Фото: EPA / ИТАР-ТАСС
Интересно, как это смотрелось по телевизору. «Ваш предшественник, Дмитрий Анатольевич Медведев, – одним из последних его обещаний в послании президента было обещание перераспределить доходы, чтобы триллион передать на муниципальный уровень. Владимир Владимирович, как вы относитесь к этому обещанию? Потому что я могу сказать как будущий мэр: когда мы получим эти средства, вы увидите картинку того, какой может быть наша великая Россия», – наверняка какой-нибудь человек в телевизоре напомнил зрителям, что этот «будущий мэр» (его зовут Илья Пономарев) два года назад был заметным деятелем Болотной площади, причем, может быть, даже более заметным, чем другие: не каждый депутат Государственной думы может похвастаться тем, что штат его помощников стал бесперебойным поставщиком обвиняемых по «болотному делу» и по делу «Анатомии протеста». Но то помощники, а сам – вот, пожалуйста, сидит на «Валдае», денег просит, пришел к успеху, и не он один, вон они все сидят рядом.
Телевизионная девушка, взволнованно спрашивающая Путина о поколении тридцатилетних (Путин назовет ее Ксюшей, но в официальной стенограмме подправят, напишут «Ксения Анатольевна»); ветеран госбезопасности, которому наследник эмчеэсовских рыбопромышленников Воробьев оказался во многом обязан своим почти туркменским результатом на подмосковных выборах; бывший товарищ Путина по партии «Наш дом Россия», участие которого в прошлогодних выборах в Барнауле стало, как теперь понятно, репетицией нового володинского курса, позволяющего впускать некоторых оппозиционеров в переднюю, чтобы у наблюдателей не было ощущения, будто в России вся оппозиция обвиняется по разным уголовным делам.
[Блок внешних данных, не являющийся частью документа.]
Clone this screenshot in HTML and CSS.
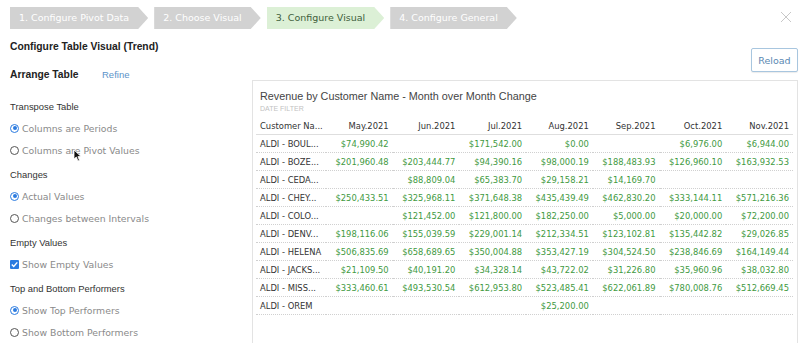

Теперь их показывают по телевизору, и весь мир видит – Путин может вести диалог даже с побежденными. Если, конечно, они умеют с правильной интонацией произносить фразу «Подтверждаю, что – первоклассная площадка, никакой цензуры, открытый разговор, самые жесткие вопросы».
Меньше всего хочется кого-нибудь в чем-нибудь упрекать. На Болотную площадь в декабре 2011 года каждый шел за чем-то своим, и, в общем, сразу было понятно, что как минимум для половины выступавших на тех митингах настоящий, а не декларативный список требований к власти сводился к единственному пункту – быть принятым в большую семью (а авторитарное государство, как и любая ОПГ, – это, конечно, большая семья) и иметь возможность по праздникам задавать папе острые вопросы, хоть про поколение тридцатилетних, хоть про бюджетные ассигнования. Они хотели попасть на «Валдай», и они попали. А все остальные чего хотели?
А в этом, наверное, и проблема. Лозунг «За честные выборы», который начал тускнеть сразу же по мере развития болотного движения, – к весне 2012 года он походил уже на стрелку с надписью «Лыжная база» знойным летом. По поводу освобождения политзаключенных, которого Болотная тоже требовала, вначале долго спорили, кого именно считать политзаключенными (бесспорным был один Мохнаткин, так его Медведев, уходя из Кремля, даже успел выпустить), а потом источником политзаключенных стала сама Болотная, и как-то глупо теперь хотеть чего-нибудь, кроме свободы для тех, кто сел в тюрьму за право Ильи Пономарева и Ксении Собчак поговорить с Путиным на «Валдае».
Когда-нибудь – может, перед четвертым сроком Путина, может, перед восьмым, – исчерпается и володинская, как когда-то сурковская, политическая система, и люди снова выйдут на улицу возмущаться, и власть, может быть, опять хотя бы на один вечер испугается, и кто-нибудь, может быть, опять возьмет бутылку виски и пойдет договариваться с Кремлем, а кто-то, кому есть что терять, захочет стать оппозиционным лидером. И, может быть, тогда люди, которые выйдут на площадь, вспомнят печальную историю российского протеста в 2011–2013 годах и сделают какие-нибудь выводы, и эти выводы позволят избежать тех ошибок, которые привели нас к телевизору, показывающему этот чертов «Валдай». Никакой другой политической надежды на хотя бы отдаленное будущее придумать сейчас не получается, только такая.